Actors, musicians, magicians and royals who made their mark elsewhere, but marked their end in Canada:

1. Errol Flynn (1909-59): The Hollywood actor died in Vancouver following a heart attack. The Vancouver coroner’s office called Flynn’s body that “of a tired old man—old before his time, and sick.” “They’ve great respect for the dead in Hollywood,” Flynn once said. “But none for the living.”

2. Anna Leonowens (1831-1915): The British-born, Anglo-Indian travel writer, educator and social activist was immortalized on both Broadway and the silver screen in The King and I. Leonowens, a founder of Halifax’s Victoria School of Art and Design (now NSCAD University) and Halifax Ladies’ College and Conservatory of Music, died in Montreal.

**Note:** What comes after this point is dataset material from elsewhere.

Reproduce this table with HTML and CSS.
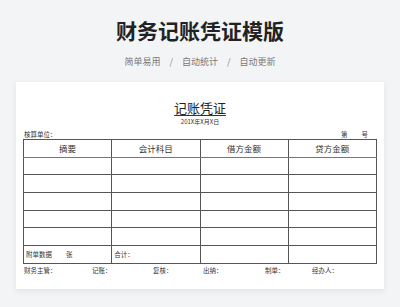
FILE: index.html
```html
<!DOCTYPE html>
<html lang="zh">
<head>
<meta charset="utf-8">
<title>财务记账凭证模版</title>
<link rel="stylesheet" href="styles.css">
</head>
<body>
<header class="hero">
  <h1 class="hero-title">财务记账凭证模版</h1>
  <p class="hero-sub"><span>简单易用</span><span class="sep">/</span><span>自动统计</span><span class="sep">/</span><span>自动更新</span></p>
</header>
<main class="card">
  <h2 class="doc-title">记账凭证</h2>
  <div class="doc-date">201X年X月X日</div>
  <div class="doc-meta">
    <span>核算单位：</span>
    <span class="doc-no"><span>第</span><span>号</span></span>
  </div>
  <table class="voucher">
    <thead>
      <tr><th>摘要</th><th>会计科目</th><th>借方金额</th><th>贷方金额</th></tr>
    </thead>
    <tbody>
      <tr><td></td><td></td><td></td><td></td></tr>
      <tr><td></td><td></td><td></td><td></td></tr>
      <tr><td></td><td></td><td></td><td></td></tr>
      <tr><td></td><td></td><td></td><td></td></tr>
      <tr><td></td><td></td><td></td><td></td></tr>
      <tr class="sum"><td><span class="att">附单数据</span><span>张</span></td><td>合计：</td><td></td><td></td></tr>
    </tbody>
  </table>
  <div class="signs">
    <span>财务主管：</span>
    <span>记账：</span>
    <span>复核：</span>
    <span>出纳：</span>
    <span>制单：</span>
    <span>经办人：</span>
  </div>
</main>
</body>
</html>
```

FILE: styles.css
```css
* { box-sizing: border-box; }
html, body { margin: 0; padding: 0; }
body {
  width: 400px;
  height: 307px;
  overflow: hidden;
  background: #f3f4f6;
  font-family: "Noto Sans CJK SC", "Noto Sans", sans-serif;
  color: #333;
}
.hero { padding-top: 19px; text-align: center; }
.hero-title {
  margin: 0;
  font-size: 21px;
  line-height: 22px;
  font-weight: 700;
  color: #222;
  letter-spacing: 0;
}
.hero-sub {
  margin: 15px 0 0;
  font-size: 9px;
  line-height: 12px;
  color: #777;
  display: flex;
  justify-content: center;
}
.hero-sub .sep { margin: 0 9px; color: #888; }
.card {
  margin: 14px 16px 0;
  height: 207px;
  background: #fff;
  box-shadow: 0 2px 6px rgba(0,0,0,0.08);
  padding: 19px 7px 0;
  font-family: "Noto Sans CJK SC", serif;
}
.doc-title {
  margin: 0 auto;
  width: max-content;
  font-size: 13px;
  line-height: 14px;
  font-weight: 400;
  color: #222;
  border-bottom: 1px solid #333;
}
.doc-date {
  margin-top: 2px;
  text-align: center;
  font-size: 6px;
  line-height: 8px;
  color: #333;
}
.doc-meta {
  margin-top: 4px;
  display: flex;
  justify-content: space-between;
  font-size: 6.5px;
  line-height: 9px;
  padding-left: 1px;
}
.doc-no { display: flex; gap: 14px; padding-right: 9px; }
.voucher {
  width: 100%;
  border-collapse: collapse;
  table-layout: fixed;
  margin-top: 0;
}
.voucher th, .voucher td {
  border: 1px solid #555;
  height: 17.7px;
  padding: 0;
  font-size: 8.5px;
  font-weight: 400;
  color: #333;
  text-align: center;
}
.voucher thead th { border-bottom-color: #777; }
.voucher .sum td {
  text-align: left;
  font-size: 6.5px;
  padding-left: 2px;
}
.voucher .sum .att { margin-right: 14px; }
.signs {
  margin-top: 2px;
  display: grid;
  grid-template-columns: 68px 61px 50px 62px 47px 1fr;
  font-size: 6.5px;
  line-height: 9px;
  padding-left: 1px;
  color: #333;
}
```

3. Harry Houdini  (1874-1926): After a Montreal show, the escape artist lay on his couch in his dressing room, visiting with three McGill University students. One asked if he could test the claim that Houdini could take any punch to the stomach. Before Houdini could rise and brace himself, the student delivered a flurry of punches to his abdomen. By that evening, he was in cold sweats. Three days later, in Detroit, doctors removed his ruptured appendix. It wasn’t enough to save him and he died shortly after.

4. Grand Duchess Olga Alexandrovna (1882-1960): The sister of Russia’s last czar, Nicholas II, and cousin of King George V died largely forgotten in an apartment above a barbershop in Toronto. Arriving in Canada in 1948, she and her family originally settled on a farm in Campbellville, Ont., west of Toronto., where she cared for the poultry and very occasionally received visits from her British royal relatives including Lord Louis Mountbatten.

5. Natasha Richardson (1963-2009): The British actress fell on a beginner slope at Quebec’s Mont Tremblant resort. After twice refusing care, she was taken to a Montreal hospital, then flown to New York where she died of internal bleeding in the brain.

6. Keith Franke, a.k.a. Adrian Adonis (1954-88): An American professional wrestler who fought in the American Wrestling Association and later the World Wrestling Federation, he famously appeared in a “hair vs. hair match” with “Rowdy” Roddy Piper at Wrestlemania II. Franke died in Lewisporte, Nfld, when the driver of a van he was riding in is believed to have swerved to avoid a moose and driven into a lake.

7. Charles Lennox, 4th duke of Richmond (1764-1819): While touring military settlements, he was bitten on the hand by a pet fox. When he died two months later, the duke’s illness became Canada’s first recorded case of rabies.